■ Written problem: Gather each line containing the string "screenshot" from these entries.

• • • •

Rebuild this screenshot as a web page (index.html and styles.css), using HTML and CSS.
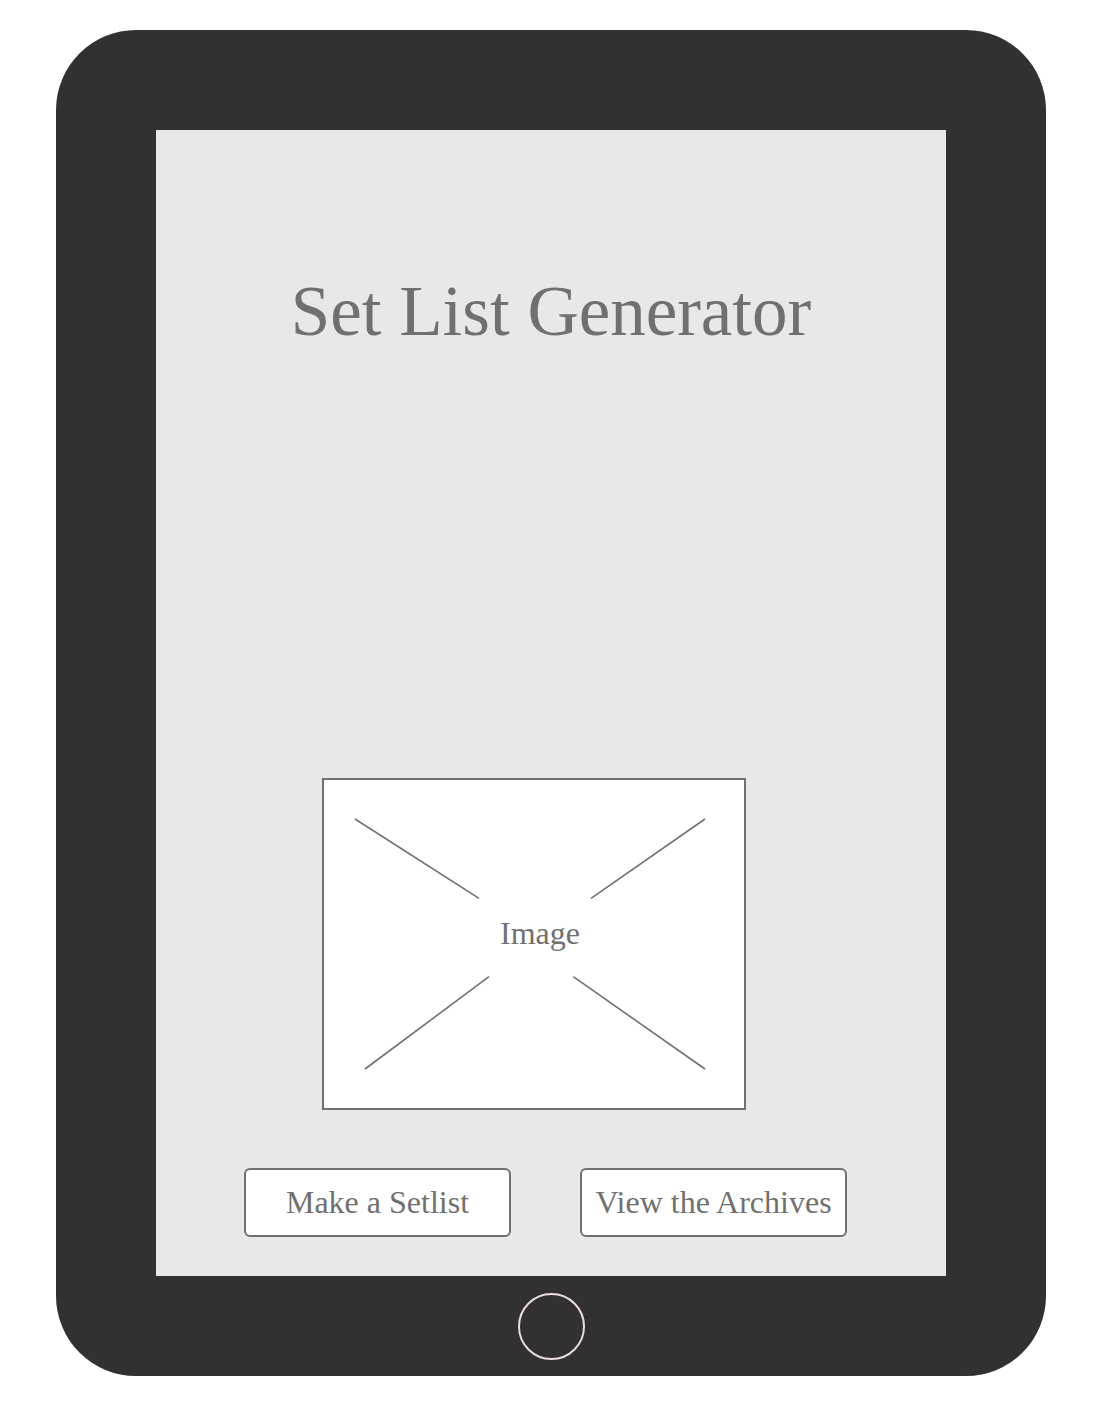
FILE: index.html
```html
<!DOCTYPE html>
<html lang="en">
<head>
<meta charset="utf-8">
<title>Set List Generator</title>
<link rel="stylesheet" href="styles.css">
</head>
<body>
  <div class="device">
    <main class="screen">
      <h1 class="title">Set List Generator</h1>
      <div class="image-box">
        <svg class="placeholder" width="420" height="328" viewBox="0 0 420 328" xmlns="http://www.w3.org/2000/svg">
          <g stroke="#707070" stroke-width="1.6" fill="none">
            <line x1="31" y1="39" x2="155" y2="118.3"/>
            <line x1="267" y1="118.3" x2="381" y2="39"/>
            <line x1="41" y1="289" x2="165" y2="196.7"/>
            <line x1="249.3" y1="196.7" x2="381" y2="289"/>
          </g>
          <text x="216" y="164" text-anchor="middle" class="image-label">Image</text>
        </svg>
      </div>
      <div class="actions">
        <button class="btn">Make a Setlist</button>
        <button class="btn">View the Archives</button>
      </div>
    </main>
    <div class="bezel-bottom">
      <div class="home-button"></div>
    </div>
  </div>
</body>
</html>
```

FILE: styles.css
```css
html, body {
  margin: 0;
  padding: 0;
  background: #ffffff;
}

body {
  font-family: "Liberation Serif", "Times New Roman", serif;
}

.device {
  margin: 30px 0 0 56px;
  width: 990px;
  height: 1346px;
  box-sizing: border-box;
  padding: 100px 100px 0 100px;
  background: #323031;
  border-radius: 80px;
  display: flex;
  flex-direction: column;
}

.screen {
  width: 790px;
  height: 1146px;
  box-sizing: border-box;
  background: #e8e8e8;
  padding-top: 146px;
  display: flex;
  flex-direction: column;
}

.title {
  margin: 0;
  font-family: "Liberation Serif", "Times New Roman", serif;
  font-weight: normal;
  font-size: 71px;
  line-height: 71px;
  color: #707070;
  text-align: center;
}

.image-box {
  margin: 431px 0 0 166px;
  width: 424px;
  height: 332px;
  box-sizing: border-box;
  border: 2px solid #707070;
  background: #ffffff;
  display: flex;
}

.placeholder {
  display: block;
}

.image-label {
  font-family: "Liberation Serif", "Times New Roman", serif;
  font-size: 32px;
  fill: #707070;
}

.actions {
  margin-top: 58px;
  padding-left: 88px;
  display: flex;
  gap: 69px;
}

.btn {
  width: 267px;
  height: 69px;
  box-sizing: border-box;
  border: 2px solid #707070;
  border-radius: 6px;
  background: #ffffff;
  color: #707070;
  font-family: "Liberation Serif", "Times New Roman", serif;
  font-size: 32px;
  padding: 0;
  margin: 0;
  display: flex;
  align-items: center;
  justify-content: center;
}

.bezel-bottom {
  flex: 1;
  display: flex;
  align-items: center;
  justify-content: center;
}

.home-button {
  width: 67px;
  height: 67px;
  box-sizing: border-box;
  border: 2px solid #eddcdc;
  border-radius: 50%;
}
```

• • • •

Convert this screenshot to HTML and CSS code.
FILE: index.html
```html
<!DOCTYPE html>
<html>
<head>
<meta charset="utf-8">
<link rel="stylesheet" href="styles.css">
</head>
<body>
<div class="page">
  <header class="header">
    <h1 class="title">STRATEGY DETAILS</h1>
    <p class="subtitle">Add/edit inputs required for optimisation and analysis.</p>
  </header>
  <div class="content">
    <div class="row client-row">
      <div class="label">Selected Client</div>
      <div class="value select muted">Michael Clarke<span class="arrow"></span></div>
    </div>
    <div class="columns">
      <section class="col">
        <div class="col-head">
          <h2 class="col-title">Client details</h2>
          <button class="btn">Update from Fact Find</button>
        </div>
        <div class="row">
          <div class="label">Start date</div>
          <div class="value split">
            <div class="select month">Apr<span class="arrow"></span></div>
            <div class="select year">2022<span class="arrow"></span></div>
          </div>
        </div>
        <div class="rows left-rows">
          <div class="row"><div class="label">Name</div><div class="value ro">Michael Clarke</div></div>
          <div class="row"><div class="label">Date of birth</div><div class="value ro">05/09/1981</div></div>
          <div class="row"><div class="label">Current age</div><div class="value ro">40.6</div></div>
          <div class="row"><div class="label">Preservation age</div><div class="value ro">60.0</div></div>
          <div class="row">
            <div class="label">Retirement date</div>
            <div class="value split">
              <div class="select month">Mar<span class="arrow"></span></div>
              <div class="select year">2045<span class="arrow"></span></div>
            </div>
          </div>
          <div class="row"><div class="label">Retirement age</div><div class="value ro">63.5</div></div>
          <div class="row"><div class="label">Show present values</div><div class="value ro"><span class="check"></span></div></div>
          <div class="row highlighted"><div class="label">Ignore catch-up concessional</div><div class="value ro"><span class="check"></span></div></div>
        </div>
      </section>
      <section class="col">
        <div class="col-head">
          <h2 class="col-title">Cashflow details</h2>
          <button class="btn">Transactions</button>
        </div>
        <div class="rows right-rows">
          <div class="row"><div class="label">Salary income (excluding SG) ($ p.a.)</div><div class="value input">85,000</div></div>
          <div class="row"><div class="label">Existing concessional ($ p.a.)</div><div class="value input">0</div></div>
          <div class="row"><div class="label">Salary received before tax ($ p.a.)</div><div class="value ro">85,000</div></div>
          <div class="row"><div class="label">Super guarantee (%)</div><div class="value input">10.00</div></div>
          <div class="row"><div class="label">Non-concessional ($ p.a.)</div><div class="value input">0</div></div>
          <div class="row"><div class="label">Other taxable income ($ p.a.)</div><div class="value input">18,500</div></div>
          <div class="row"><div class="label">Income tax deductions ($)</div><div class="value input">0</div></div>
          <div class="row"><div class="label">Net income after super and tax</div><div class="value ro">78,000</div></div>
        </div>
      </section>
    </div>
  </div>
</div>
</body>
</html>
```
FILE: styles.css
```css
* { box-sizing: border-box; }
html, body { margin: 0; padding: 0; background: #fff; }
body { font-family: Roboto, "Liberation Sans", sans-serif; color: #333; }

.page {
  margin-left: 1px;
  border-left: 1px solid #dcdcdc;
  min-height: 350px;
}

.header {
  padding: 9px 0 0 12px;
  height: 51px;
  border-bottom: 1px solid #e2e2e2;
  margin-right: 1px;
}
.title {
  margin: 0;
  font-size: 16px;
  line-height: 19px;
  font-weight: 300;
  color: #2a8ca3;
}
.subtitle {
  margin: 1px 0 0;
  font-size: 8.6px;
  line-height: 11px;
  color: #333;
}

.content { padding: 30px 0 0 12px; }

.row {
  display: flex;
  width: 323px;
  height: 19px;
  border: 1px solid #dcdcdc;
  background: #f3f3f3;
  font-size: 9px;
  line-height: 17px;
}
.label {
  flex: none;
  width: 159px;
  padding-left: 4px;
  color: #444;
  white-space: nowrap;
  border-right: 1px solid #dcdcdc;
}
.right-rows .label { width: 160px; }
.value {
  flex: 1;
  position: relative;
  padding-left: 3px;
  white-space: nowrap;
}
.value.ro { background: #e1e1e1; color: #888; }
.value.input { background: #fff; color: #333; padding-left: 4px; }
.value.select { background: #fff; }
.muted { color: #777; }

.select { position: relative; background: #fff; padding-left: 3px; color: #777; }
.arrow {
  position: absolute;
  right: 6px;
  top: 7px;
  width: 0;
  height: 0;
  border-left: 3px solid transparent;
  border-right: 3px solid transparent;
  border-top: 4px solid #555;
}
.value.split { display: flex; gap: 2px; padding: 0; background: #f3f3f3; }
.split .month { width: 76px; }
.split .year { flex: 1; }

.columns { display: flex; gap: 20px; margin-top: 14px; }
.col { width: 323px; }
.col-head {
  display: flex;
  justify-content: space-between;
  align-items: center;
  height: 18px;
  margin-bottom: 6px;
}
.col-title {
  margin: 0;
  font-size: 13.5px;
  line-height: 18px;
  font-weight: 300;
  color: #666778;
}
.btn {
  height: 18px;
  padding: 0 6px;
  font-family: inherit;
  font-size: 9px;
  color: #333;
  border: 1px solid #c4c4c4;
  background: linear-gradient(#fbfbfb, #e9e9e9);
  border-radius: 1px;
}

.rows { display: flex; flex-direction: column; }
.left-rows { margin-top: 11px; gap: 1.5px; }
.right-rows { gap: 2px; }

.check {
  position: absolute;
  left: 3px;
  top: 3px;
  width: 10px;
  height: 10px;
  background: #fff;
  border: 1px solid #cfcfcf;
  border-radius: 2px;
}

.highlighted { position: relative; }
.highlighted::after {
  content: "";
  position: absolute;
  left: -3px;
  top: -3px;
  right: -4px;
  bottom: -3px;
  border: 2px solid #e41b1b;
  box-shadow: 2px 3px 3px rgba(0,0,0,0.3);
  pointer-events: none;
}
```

• • • •

■ Exercise response:
Rebuild this screenshot as a web page (index.html and styles.css), using HTML and CSS.
Convert this screenshot to HTML and CSS code.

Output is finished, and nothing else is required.